===== RECORD EXTRACTS
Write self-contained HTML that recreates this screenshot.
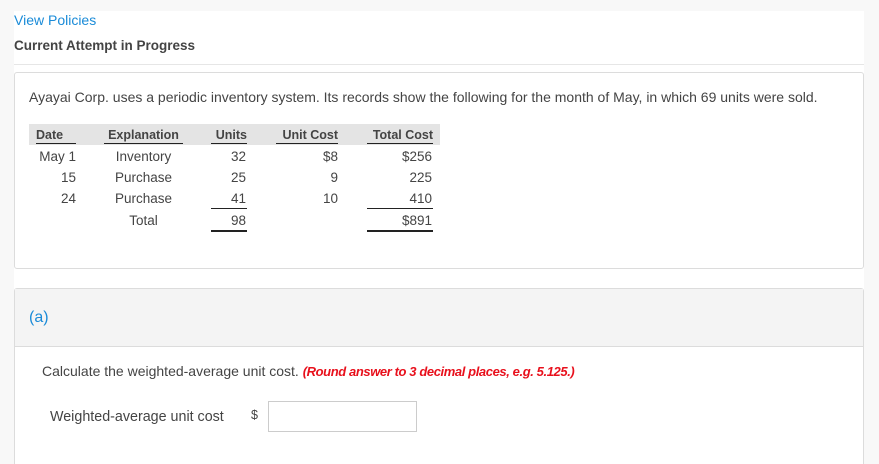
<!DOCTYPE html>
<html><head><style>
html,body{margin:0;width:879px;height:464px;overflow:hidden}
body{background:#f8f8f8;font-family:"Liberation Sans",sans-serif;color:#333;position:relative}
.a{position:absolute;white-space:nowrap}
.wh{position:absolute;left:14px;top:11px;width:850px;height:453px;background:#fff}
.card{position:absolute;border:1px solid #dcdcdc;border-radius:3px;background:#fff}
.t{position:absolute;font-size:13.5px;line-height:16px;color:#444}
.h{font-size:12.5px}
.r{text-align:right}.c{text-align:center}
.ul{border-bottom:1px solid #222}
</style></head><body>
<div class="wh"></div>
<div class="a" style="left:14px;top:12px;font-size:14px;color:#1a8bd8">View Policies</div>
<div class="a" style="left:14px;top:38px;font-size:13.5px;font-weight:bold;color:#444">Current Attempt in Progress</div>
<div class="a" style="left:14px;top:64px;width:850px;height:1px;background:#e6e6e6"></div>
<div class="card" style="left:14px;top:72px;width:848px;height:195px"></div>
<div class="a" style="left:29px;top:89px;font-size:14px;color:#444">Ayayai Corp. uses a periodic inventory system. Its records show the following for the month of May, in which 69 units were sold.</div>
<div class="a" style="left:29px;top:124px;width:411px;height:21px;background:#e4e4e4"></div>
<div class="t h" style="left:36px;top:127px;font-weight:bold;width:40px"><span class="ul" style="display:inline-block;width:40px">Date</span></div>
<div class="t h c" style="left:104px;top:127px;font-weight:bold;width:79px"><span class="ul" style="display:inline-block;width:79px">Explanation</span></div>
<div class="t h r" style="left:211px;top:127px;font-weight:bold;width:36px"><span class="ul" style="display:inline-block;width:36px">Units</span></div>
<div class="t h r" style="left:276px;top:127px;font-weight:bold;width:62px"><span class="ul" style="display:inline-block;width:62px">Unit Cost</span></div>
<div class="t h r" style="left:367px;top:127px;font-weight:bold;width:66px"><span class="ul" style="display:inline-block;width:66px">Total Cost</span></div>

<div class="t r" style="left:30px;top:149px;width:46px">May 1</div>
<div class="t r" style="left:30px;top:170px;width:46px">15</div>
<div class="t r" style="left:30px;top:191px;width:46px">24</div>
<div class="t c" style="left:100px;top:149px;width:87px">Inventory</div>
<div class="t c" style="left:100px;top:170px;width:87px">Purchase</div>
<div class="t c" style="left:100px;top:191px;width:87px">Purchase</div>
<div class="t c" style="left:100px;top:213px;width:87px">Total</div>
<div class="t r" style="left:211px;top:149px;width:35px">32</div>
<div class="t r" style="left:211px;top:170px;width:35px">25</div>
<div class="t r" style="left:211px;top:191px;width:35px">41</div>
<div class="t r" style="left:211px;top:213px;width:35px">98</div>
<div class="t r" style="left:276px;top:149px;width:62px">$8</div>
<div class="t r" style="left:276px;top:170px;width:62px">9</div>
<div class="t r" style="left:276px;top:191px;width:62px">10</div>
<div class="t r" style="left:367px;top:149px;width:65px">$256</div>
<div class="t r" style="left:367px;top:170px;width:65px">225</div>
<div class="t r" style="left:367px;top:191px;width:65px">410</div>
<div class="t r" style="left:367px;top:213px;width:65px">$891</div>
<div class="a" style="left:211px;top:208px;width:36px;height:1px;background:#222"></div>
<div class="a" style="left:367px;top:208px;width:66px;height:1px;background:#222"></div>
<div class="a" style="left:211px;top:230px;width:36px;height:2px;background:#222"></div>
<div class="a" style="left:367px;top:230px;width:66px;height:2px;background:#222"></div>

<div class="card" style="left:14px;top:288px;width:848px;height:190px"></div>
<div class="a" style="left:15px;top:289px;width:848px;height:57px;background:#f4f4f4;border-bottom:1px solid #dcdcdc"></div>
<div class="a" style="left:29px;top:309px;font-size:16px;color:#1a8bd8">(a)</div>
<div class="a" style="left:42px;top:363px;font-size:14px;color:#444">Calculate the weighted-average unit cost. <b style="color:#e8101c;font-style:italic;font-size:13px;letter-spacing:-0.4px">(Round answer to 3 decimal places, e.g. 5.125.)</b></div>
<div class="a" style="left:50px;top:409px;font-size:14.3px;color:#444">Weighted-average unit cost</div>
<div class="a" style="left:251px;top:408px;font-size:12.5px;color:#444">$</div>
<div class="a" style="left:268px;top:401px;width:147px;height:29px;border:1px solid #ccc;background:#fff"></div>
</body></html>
==========
===== RECORD EXTRACTS
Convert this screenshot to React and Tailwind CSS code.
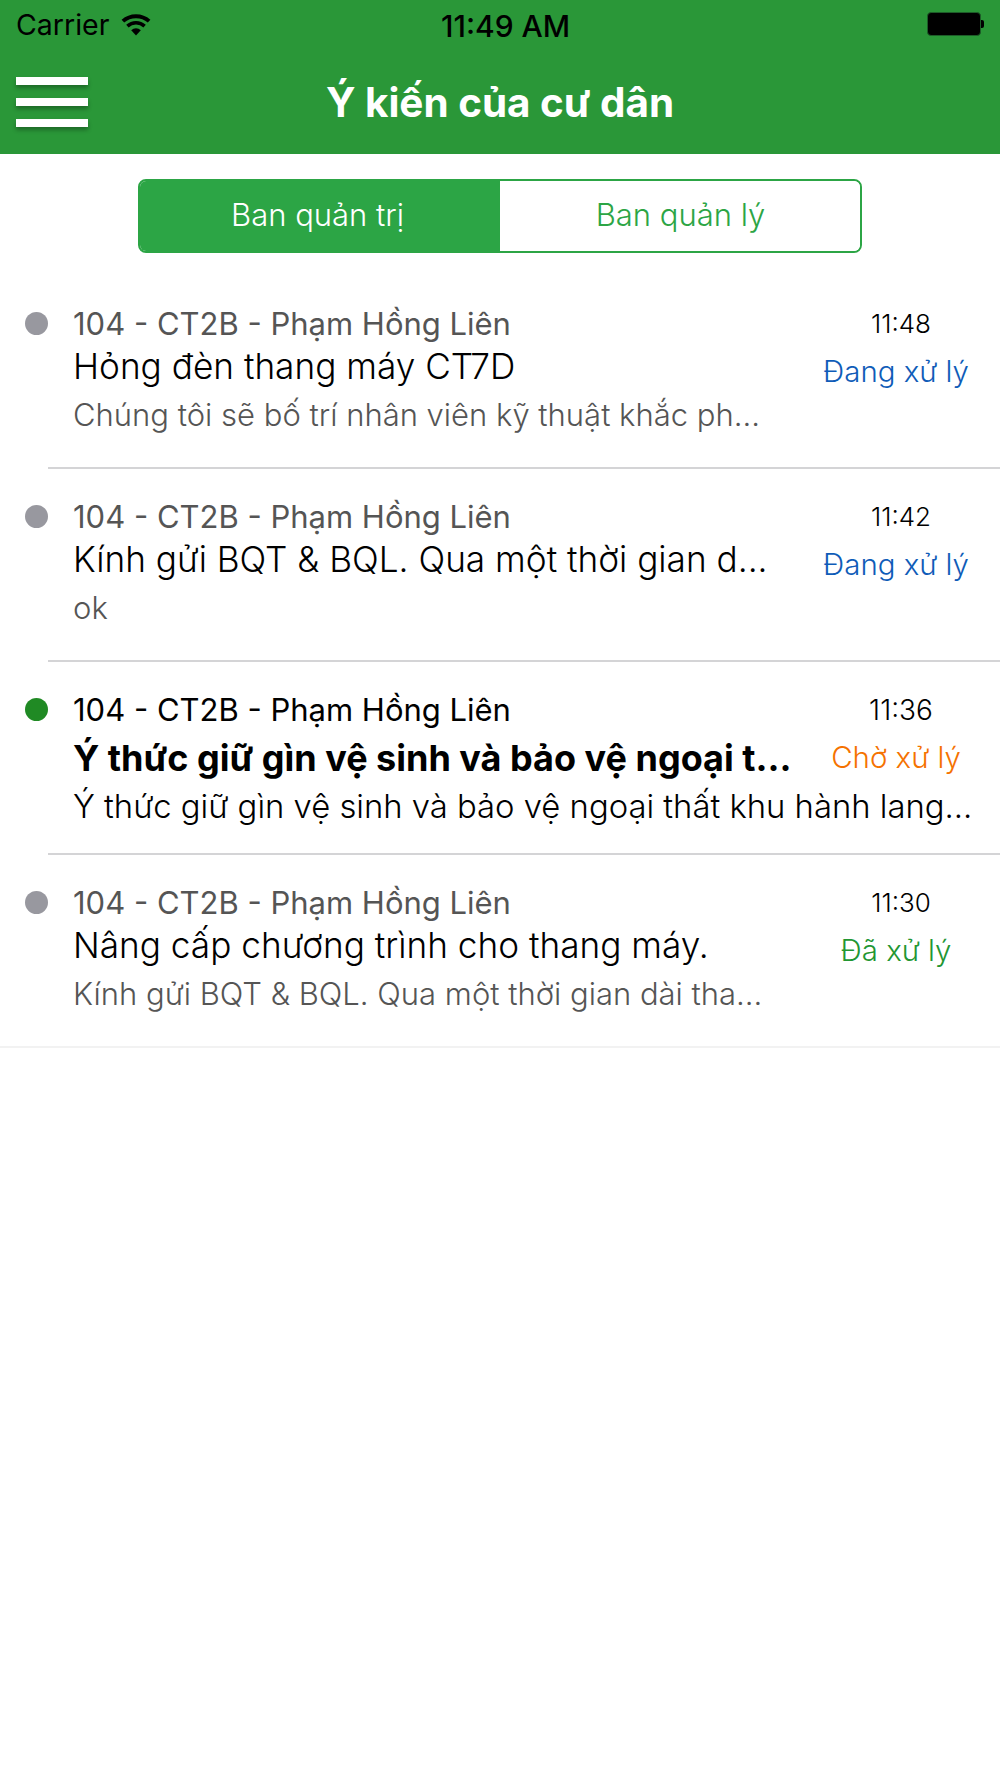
==========
**DIRECTION**
Track down every line holding the string "this" and copy it.

**EXERCISE RESULT**
Write self-contained HTML that recreates this screenshot.
Convert this screenshot to React and Tailwind CSS code.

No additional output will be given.